- **Source data**
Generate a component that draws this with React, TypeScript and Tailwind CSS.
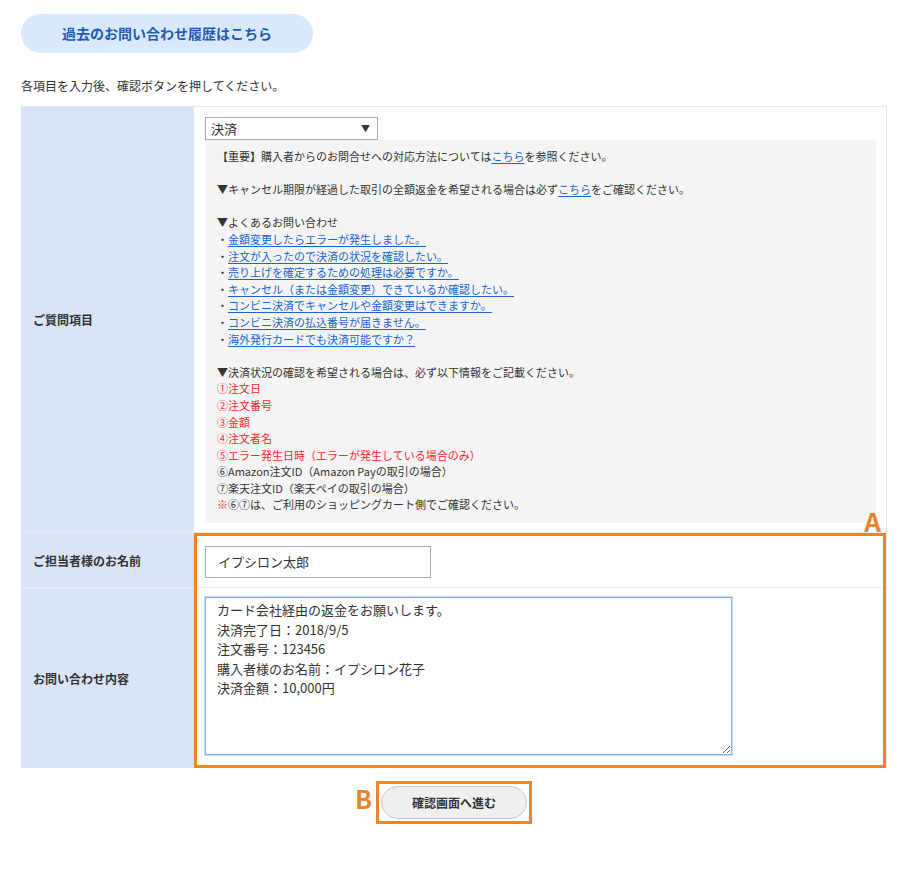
const FAQ = [
  "金額変更したらエラーが発生しました。",
  "注文が入ったので決済の状況を確認したい。",
  "売り上げを確定するための処理は必要ですか。",
  "キャンセル（または金額変更）できているか確認したい。",
  "コンビニ決済でキャンセルや金額変更はできますか。",
  "コンビニ決済の払込番号が届きません。",
  "海外発行カードでも決済可能ですか？",
];

const REQUIRED = [
  "①注文日",
  "②注文番号",
  "③金額",
  "④注文者名",
  "⑤エラー発生日時（エラーが発生している場合のみ）",
];

const MESSAGE = `カード会社経由の返金をお願いします。
決済完了日：2018/9/5
注文番号：123456
購入者様のお名前：イプシロン花子
決済金額：10,000円`;

function Link({ children }: { children: React.ReactNode }) {
  return <a className="text-[#1a64d6] underline underline-offset-2 cursor-pointer">{children}</a>;
}

export default function App() {
  return (
    <div
      className="min-h-[870px] bg-white px-[21px] pt-[14px] text-[#333]"
      style={{ fontFamily: '"Noto Sans CJK JP", "Noto Sans", sans-serif' }}
    >
      <button className="h-[39px] w-[292px] rounded-full bg-[#d9e8fd] text-[14px] font-bold text-[#1f5cb8]">
        過去のお問い合わせ履歴はこちら
      </button>

      <p className="mt-[24px] text-[12px] leading-[18px]">各項目を入力後、確認ボタンを押してください。</p>

      <div className="mt-[11px] w-[866px] border-t border-r border-[#e8e8e8]">
        {/* row 1 */}
        <div className="flex border-b border-[#ececec]">
          <div className="flex w-[173px] shrink-0 items-center bg-[#dbe3f7] pl-[12px] text-[12px] font-bold">
            ご質問項目
          </div>
          <div className="flex-1 pl-[11px] pr-[10px] pt-[10px] pb-[9px]">
            <div className="flex h-[23px] w-[173px] items-center justify-between border border-[#a9a9a9] bg-white pl-[5px] pr-[7px] text-[13px]">
              <span>決済</span>
              <span className="text-[9px]">▼</span>
            </div>
            <div className="bg-[#f4f4f4] px-[12px] pt-[8px] pb-[10px] text-[11px] leading-[16.6px]">
              <p>
                【重要】購入者からのお問合せへの対応方法については<Link>こちら</Link>を参照ください。
              </p>
              <p className="mt-[16.6px]">
                ▼キャンセル期限が経過した取引の全額返金を希望される場合は必ず<Link>こちら</Link>をご確認ください。
              </p>
              <p className="mt-[16.6px]">▼よくあるお問い合わせ</p>
              {FAQ.map((q) => (
                <p key={q}>
                  ・<Link>{q}</Link>
                </p>
              ))}
              <p className="mt-[16.6px]">▼決済状況の確認を希望される場合は、必ず以下情報をご記載ください。</p>
              {REQUIRED.map((r) => (
                <p key={r} className="text-[#ff2a2a]">
                  {r}
                </p>
              ))}
              <p>⑥Amazon注文ID（Amazon Payの取引の場合）</p>
              <p>⑦楽天注文ID（楽天ペイの取引の場合）</p>
              <p>
                <span className="text-[#ff2a2a]">※</span>⑥⑦は、ご利用のショッピングカート側でご確認ください。
              </p>
            </div>
          </div>
        </div>

        {/* rows 2-3 */}
        <div className="flex">
          <div className="flex w-[173px] shrink-0 flex-col bg-[#dbe3f7] text-[12px] font-bold">
            <div className="flex h-[56px] items-center border-b border-[#e9edf8] pl-[12px]">ご担当者様のお名前</div>
            <div className="flex flex-1 items-center pl-[12px]">お問い合わせ内容</div>
          </div>
          <div className="relative h-[235px] flex-1 border-[3px] border-[#e8872a]">
            <span className="absolute -top-[28px] right-[2px] text-[26px] font-bold leading-none text-[#e8872a]">
              A
            </span>
            <div className="flex h-[52px] items-center border-b border-[#ececec] pl-[8px]">
              <div className="flex h-[32px] w-[226px] items-center border border-[#a9a9a9] pl-[12px] text-[13px]">
                イプシロン太郎
              </div>
            </div>
            <div className="pl-[8px] pt-[9px]">
              <textarea
                readOnly
                value={MESSAGE}
                className="h-[158px] w-[527px] resize border border-[#8fb2ea] px-[11px] py-[2px] text-[13px] leading-[19.6px] text-[#333] outline-none shadow-[0_0_0_1px_#c9dbf6]"
                style={{ fontFamily: '"Noto Sans CJK JP", sans-serif' }}
              />
            </div>
          </div>
        </div>
      </div>

      <div className="mt-[13px] flex w-[866px] justify-center">
        <div className="relative border-[3px] border-[#e8872a] p-[2px]">
          <span className="absolute -left-[24px] top-[2px] text-[25px] font-bold leading-none text-[#e8872a]">
            B
          </span>
          <button className="h-[33px] w-[146px] rounded-full border border-[#c8c8c8] bg-[#efefef] text-[12px] font-bold text-[#333]">
            確認画面へ進む
          </button>
        </div>
      </div>
    </div>
  );
}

- **What is asked**
Each line of the data is to be duplicated exactly; pictures stay out of the copy.

- **Task answer**
Generate a component that draws this with React, TypeScript and Tailwind CSS.
const FAQ = [
  "金額変更したらエラーが発生しました。",
  "注文が入ったので決済の状況を確認したい。",
  "売り上げを確定するための処理は必要ですか。",
  "キャンセル（または金額変更）できているか確認したい。",
  "コンビニ決済でキャンセルや金額変更はできますか。",
  "コンビニ決済の払込番号が届きません。",
  "海外発行カードでも決済可能ですか？",
];

const REQUIRED = [
  "①注文日",
  "②注文番号",
  "③金額",
  "④注文者名",
  "⑤エラー発生日時（エラーが発生している場合のみ）",
];

const MESSAGE = `カード会社経由の返金をお願いします。
決済完了日：2018/9/5
注文番号：123456
購入者様のお名前：イプシロン花子
決済金額：10,000円`;

function Link({ children }: { children: React.ReactNode }) {
  return <a className="text-[#1a64d6] underline underline-offset-2 cursor-pointer">{children}</a>;
}

export default function App() {
  return (
    <div
      className="min-h-[870px] bg-white px-[21px] pt-[14px] text-[#333]"
      style={{ fontFamily: '"Noto Sans CJK JP", "Noto Sans", sans-serif' }}
    >
      <button className="h-[39px] w-[292px] rounded-full bg-[#d9e8fd] text-[14px] font-bold text-[#1f5cb8]">
        過去のお問い合わせ履歴はこちら
      </button>

      <p className="mt-[24px] text-[12px] leading-[18px]">各項目を入力後、確認ボタンを押してください。</p>

      <div className="mt-[11px] w-[866px] border-t border-r border-[#e8e8e8]">
        {/* row 1 */}
        <div className="flex border-b border-[#ececec]">
          <div className="flex w-[173px] shrink-0 items-center bg-[#dbe3f7] pl-[12px] text-[12px] font-bold">
            ご質問項目
          </div>
          <div className="flex-1 pl-[11px] pr-[10px] pt-[10px] pb-[9px]">
            <div className="flex h-[23px] w-[173px] items-center justify-between border border-[#a9a9a9] bg-white pl-[5px] pr-[7px] text-[13px]">
              <span>決済</span>
              <span className="text-[9px]">▼</span>
            </div>
            <div className="bg-[#f4f4f4] px-[12px] pt-[8px] pb-[10px] text-[11px] leading-[16.6px]">
              <p>
                【重要】購入者からのお問合せへの対応方法については<Link>こちら</Link>を参照ください。
              </p>
              <p className="mt-[16.6px]">
                ▼キャンセル期限が経過した取引の全額返金を希望される場合は必ず<Link>こちら</Link>をご確認ください。
              </p>
              <p className="mt-[16.6px]">▼よくあるお問い合わせ</p>
              {FAQ.map((q) => (
                <p key={q}>
                  ・<Link>{q}</Link>
                </p>
              ))}
              <p className="mt-[16.6px]">▼決済状況の確認を希望される場合は、必ず以下情報をご記載ください。</p>
              {REQUIRED.map((r) => (
                <p key={r} className="text-[#ff2a2a]">
                  {r}
                </p>
              ))}
              <p>⑥Amazon注文ID（Amazon Payの取引の場合）</p>
              <p>⑦楽天注文ID（楽天ペイの取引の場合）</p>
              <p>
                <span className="text-[#ff2a2a]">※</span>⑥⑦は、ご利用のショッピングカート側でご確認ください。
              </p>
            </div>
          </div>
        </div>

        {/* rows 2-3 */}
        <div className="flex">
          <div className="flex w-[173px] shrink-0 flex-col bg-[#dbe3f7] text-[12px] font-bold">
            <div className="flex h-[56px] items-center border-b border-[#e9edf8] pl-[12px]">ご担当者様のお名前</div>
            <div className="flex flex-1 items-center pl-[12px]">お問い合わせ内容</div>
          </div>
          <div className="relative h-[235px] flex-1 border-[3px] border-[#e8872a]">
            <span className="absolute -top-[28px] right-[2px] text-[26px] font-bold leading-none text-[#e8872a]">
              A
            </span>
            <div className="flex h-[52px] items-center border-b border-[#ececec] pl-[8px]">
              <div className="flex h-[32px] w-[226px] items-center border border-[#a9a9a9] pl-[12px] text-[13px]">
                イプシロン太郎
              </div>
            </div>
            <div className="pl-[8px] pt-[9px]">
              <textarea
                readOnly
                value={MESSAGE}
                className="h-[158px] w-[527px] resize border border-[#8fb2ea] px-[11px] py-[2px] text-[13px] leading-[19.6px] text-[#333] outline-none shadow-[0_0_0_1px_#c9dbf6]"
                style={{ fontFamily: '"Noto Sans CJK JP", sans-serif' }}
              />
            </div>
          </div>
        </div>
      </div>

      <div className="mt-[13px] flex w-[866px] justify-center">
        <div className="relative border-[3px] border-[#e8872a] p-[2px]">
          <span className="absolute -left-[24px] top-[2px] text-[25px] font-bold leading-none text-[#e8872a]">
            B
          </span>
          <button className="h-[33px] w-[146px] rounded-full border border-[#c8c8c8] bg-[#efefef] text-[12px] font-bold text-[#333]">
            確認画面へ進む
          </button>
        </div>
      </div>
    </div>
  );
}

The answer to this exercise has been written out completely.